Your loving brother,
### 4th January 1915
Frank’s letter home to Mabel asks after his sister Doris. Something about his question makes me think that Doris suffers from some kind of learning difficulty. This would certainly explain why she has been away at school. A school which became an official centre for disabled children a couple of years after she left.
Frank has heard from his girlfriend, Jess, and has also now received a letter from Dolly, his ex-girlfriend. She’s met up with Mabel, and presumably the split between Dolly and Frank meant that the two girls’ friendship had come to an end or cooled somewhat. Dolly has referred to Mabel’s warm smile, which is ever present in all the photographs I’ve ever seen of my Great Grandmother.

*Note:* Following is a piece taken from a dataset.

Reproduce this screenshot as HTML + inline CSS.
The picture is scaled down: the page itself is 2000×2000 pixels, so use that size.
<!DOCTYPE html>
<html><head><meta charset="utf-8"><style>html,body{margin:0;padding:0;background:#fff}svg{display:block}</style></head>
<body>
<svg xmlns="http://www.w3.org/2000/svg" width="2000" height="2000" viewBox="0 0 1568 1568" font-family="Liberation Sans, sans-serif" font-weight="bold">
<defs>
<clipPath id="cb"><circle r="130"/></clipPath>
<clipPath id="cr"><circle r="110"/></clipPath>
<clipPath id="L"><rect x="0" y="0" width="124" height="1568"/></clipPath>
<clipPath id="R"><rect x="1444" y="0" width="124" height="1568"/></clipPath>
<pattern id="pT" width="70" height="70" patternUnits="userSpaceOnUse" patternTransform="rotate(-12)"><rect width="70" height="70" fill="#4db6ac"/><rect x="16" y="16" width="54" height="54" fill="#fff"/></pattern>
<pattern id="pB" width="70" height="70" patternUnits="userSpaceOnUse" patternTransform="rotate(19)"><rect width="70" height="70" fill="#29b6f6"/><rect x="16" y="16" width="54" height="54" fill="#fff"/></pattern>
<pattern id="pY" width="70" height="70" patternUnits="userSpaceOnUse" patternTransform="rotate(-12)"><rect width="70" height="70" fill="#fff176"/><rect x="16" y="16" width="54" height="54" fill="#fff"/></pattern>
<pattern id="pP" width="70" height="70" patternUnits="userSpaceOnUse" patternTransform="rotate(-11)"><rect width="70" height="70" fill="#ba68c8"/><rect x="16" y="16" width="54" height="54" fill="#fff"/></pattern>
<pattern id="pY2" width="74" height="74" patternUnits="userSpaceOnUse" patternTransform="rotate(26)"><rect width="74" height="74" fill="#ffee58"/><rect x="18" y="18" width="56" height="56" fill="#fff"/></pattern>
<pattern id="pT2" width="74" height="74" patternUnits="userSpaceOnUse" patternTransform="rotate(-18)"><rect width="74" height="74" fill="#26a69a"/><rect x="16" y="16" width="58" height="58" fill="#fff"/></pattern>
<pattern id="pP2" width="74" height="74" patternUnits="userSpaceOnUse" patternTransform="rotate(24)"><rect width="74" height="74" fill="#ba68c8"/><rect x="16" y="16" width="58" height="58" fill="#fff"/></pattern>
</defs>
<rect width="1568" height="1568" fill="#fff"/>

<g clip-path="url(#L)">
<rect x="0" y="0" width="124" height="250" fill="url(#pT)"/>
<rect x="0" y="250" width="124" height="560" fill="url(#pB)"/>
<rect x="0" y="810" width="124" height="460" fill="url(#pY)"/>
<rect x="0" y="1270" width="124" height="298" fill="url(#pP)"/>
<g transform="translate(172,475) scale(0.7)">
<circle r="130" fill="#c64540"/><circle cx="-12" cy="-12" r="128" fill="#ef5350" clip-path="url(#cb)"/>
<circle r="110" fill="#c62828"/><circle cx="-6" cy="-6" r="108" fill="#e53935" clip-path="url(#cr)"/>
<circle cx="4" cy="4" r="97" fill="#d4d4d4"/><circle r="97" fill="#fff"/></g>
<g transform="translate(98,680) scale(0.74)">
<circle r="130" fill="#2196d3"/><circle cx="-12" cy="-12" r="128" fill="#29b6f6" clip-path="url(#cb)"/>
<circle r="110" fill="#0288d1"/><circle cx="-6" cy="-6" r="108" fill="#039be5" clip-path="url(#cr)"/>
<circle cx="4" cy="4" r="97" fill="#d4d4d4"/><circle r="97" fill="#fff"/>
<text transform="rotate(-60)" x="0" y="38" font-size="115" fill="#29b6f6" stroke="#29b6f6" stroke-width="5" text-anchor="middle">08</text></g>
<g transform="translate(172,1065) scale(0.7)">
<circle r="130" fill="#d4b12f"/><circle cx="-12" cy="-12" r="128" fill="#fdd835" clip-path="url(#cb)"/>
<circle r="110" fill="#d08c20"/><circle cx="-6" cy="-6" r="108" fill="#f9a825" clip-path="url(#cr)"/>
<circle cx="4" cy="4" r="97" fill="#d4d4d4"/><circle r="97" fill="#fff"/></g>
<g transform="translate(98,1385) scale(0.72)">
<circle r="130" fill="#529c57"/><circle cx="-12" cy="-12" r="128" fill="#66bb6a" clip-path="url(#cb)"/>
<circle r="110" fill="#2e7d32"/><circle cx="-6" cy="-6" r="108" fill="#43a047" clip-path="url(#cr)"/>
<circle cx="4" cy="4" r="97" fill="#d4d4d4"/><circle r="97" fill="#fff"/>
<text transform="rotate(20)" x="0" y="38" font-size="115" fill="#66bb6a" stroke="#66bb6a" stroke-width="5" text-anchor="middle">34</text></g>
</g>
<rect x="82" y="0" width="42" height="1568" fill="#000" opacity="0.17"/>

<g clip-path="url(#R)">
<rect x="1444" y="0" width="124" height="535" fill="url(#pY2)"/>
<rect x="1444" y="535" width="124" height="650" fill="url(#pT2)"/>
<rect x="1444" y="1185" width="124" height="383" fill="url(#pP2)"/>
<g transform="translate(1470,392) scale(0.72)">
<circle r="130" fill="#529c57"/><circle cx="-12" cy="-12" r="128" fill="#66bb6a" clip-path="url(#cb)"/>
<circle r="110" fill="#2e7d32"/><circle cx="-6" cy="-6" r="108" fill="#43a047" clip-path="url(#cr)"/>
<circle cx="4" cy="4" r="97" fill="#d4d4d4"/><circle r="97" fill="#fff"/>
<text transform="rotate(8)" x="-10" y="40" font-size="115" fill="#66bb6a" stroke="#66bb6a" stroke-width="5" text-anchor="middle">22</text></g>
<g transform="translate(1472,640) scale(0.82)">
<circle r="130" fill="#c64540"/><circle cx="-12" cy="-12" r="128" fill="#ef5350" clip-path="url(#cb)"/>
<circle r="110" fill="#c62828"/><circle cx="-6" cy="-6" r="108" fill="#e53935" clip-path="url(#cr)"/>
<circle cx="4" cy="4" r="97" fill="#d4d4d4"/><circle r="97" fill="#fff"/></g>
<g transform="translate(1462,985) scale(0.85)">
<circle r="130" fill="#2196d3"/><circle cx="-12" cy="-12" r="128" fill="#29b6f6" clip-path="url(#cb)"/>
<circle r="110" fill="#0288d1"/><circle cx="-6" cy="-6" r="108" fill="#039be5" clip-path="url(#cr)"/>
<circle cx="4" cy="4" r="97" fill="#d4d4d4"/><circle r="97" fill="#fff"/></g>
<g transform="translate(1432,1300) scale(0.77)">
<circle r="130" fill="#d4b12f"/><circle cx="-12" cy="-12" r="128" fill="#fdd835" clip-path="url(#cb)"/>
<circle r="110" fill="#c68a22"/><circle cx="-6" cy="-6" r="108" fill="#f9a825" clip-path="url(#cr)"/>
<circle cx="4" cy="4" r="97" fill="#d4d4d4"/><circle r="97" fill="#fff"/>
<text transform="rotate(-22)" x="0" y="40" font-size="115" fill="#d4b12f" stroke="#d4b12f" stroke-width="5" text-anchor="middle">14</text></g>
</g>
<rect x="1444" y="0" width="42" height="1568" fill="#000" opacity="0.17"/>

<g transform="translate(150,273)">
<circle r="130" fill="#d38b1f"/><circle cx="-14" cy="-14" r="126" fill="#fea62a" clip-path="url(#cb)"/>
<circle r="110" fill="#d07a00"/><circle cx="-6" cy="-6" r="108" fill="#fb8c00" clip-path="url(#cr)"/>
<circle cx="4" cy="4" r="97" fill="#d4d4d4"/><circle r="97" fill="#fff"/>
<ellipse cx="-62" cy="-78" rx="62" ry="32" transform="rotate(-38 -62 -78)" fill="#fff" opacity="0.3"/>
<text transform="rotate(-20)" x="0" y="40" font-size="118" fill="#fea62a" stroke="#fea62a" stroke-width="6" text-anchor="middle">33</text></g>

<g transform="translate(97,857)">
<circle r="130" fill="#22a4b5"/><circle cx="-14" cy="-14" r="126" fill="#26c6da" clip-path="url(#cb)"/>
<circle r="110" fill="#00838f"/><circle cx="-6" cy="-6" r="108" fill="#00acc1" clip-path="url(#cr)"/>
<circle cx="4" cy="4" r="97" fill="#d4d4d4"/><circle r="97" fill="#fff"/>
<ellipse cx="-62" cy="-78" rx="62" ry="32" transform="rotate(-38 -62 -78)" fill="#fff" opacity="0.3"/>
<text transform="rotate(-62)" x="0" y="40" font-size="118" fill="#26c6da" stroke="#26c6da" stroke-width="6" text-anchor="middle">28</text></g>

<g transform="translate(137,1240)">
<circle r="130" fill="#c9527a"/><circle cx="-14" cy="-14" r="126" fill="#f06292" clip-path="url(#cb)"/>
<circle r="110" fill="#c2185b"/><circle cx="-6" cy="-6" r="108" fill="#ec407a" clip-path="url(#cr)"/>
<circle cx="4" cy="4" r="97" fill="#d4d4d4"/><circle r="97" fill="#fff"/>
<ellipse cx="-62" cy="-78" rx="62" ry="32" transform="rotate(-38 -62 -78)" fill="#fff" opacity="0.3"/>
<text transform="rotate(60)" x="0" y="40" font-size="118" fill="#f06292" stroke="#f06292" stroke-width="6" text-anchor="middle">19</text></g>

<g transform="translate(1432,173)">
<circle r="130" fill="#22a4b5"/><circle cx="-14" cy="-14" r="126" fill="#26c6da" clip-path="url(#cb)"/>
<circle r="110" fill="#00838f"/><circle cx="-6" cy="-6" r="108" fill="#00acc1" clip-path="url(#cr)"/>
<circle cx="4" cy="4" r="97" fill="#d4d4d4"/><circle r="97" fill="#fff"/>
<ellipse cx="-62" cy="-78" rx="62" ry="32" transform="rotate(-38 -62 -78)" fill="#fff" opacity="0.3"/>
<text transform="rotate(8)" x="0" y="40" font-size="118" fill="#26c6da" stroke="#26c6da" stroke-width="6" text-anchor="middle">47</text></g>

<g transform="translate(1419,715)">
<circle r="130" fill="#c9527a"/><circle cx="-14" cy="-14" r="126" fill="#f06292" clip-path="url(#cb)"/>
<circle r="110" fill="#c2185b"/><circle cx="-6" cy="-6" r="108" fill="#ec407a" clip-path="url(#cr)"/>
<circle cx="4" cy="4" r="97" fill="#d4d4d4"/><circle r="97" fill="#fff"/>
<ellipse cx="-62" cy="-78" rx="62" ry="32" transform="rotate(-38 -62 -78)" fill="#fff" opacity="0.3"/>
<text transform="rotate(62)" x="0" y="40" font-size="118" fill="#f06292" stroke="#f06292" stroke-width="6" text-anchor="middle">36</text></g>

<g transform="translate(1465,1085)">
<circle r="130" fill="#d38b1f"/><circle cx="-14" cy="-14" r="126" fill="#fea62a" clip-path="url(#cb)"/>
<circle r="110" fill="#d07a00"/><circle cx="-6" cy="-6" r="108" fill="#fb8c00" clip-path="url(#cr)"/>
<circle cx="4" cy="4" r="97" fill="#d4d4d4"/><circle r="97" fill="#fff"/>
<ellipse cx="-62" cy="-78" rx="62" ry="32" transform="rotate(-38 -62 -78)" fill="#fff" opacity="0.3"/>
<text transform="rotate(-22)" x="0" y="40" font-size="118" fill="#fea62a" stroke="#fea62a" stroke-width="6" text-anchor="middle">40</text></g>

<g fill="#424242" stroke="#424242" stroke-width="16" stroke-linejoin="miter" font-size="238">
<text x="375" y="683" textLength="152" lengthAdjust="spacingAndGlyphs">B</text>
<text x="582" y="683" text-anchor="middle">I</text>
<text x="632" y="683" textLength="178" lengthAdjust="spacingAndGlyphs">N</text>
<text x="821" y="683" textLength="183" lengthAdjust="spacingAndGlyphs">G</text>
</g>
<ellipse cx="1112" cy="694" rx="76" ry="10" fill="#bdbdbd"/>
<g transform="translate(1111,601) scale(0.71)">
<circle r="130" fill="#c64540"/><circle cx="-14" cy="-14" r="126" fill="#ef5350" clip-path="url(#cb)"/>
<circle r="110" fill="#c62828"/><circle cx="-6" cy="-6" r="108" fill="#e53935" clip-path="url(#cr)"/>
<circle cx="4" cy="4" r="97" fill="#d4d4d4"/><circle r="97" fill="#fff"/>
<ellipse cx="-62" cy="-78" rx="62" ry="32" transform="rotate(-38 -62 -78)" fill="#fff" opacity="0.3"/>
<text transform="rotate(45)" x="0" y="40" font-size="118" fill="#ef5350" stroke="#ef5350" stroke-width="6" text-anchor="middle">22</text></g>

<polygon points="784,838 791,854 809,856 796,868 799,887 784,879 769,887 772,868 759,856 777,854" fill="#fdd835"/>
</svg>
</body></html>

Frank confirms that he has allotted 6 pence out of his daily pay to Mabel. I haven’t found out anything about how a soldier might transfer some of their pay to a family member – I just haven’t had time – but soldier’s pay is a subject I will return to in the future.
The enteric fever (typhoid) inoculations from a couple of days ago are confirmed in this letter. Frank is now ill with a cold. The transcript says it gives “me fab” but I have no idea what this means and I take it it’s a typo on the part of Frank or Geoff’s transcription. Whatever it was, he’s not feeling great from the jab and I can’t blame him.
Frank also continues to complain about the amount of leave everyone else seems to be getting. I’m not surprised. It must have been maddening. He mentions that seven days leave are due to men out since the 16th August. How he must have longed for a return to his family in Brixton. (Please excuse the maps that are now missing on some pages – my old map plug in is broken and I need to fix them – another reason why I don’t use WordPress professionally.)
More references to tension in the family continue to pepper Frank’s letters home. Again, the source of the tension appears to be Tottenham – namely St Anne Road. Arthur could well have been Arthur Coulson Webster, Frank and Mabel’s cousin by Uncle Matt’s older brother John Webster and his wife Elizabeth. Arthur was 43. “I was glad you never went” makes it clear that Frank is not impressed by this member of the Webster clan.
The Dorsets left the comforts of Bailleul and marched to Dranoutre with the rest of the 15th Brigade. By 3pm the Norfolks, Bedfords and 1/6th Cheshires went into billets as reserve. The Dorsets and 1st Bn Cheshires drew the short straw and marched on to Wulverghem. The Dorsets relieved the East Surreys once again, taking over Sector D at 8.30pm. The Cheshires had taken over Sector C from the D.C.L.I. at 7.30pm.
The Dorsets completed the relief by 9.35pm. The Germans constantly sniped their new guests but no one was injured, which is miraculous as there was a full moon at the time. The rest of the day was spent digging out the trenches. Much work had been done shifting the line of the trenches towards the enemy as there was quite a distance on the right hand side of II Corps’ area between the British and Germans.
The trenches might have been basic but they were growing all the time. Communication lines begin to appear on the maps like little snakes worming their way back from the frontline. A system of numbering the trenches had now begun. The Dorsets occupied Sector D trenches numbered from 11 to 14. I imagine that a lot of grumbling about the East Surreys went on that night.
* Today’s letter also contains a second letter written in condensed handwriting on the fourth side of paper, according to Geoff’s notes. I will return to this extra letter in a few days’ time and this explains the later franking date.